In March 2018, the US Space Development Agency (SDA) was formed. One of its missions was to develop missile defence systems that use low-Earth orbit (LEO) satellites. In October 2020, the SDA awarded SpaceX $150 million for a dual-use contract to develop a particular military version of the Starlink satellite to become a part of their new system known as the National Defense Space Architecture (NDSA). The NDSA will have seven layers: data transport, battle management, missile tracking, weapons targeting, navigation, deterrence, and ground support. SpaceX could, in theory, service all of these layers thanks to this dual-use contract.
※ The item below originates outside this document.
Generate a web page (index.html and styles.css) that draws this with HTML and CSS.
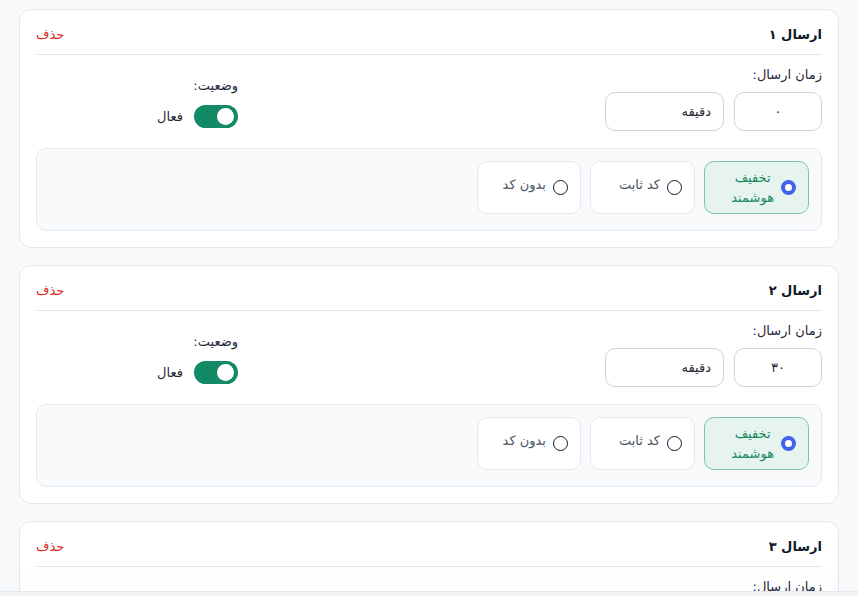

This militarised version of Starlink, dubbed “Starshield” by Elon Musk, can function as a high-speed space-based communications system as well as carry additional payloads, allowing it to function as a highly flexible, highly detailed, and global earth observatory. Starshield satellites are based on V1.5 and V2.0 Starlink satellites, but they are larger and more powerful (with twice the solar cell area), which enables them to carry and power additional payloads. One such payload will be military imaging technology that will enable Starshield to identify and track objects of interest on the surface of Earth. So far, this is the only confirmed additional payload, though it is likely that the NDSA has other technologies in the works for these incredible missions.

The first of these Starshield satellites was supposed to launch in September 2022, but SpaceX struggled to source the electronics needed, causing delays. They are now expected to launch in mid-December 2022. These initial launches are more closely aligned with the US government (as it is they who are paying for the launch), but SpaceX has hinted that other governments, most likely those in NATO, could use them to avoid…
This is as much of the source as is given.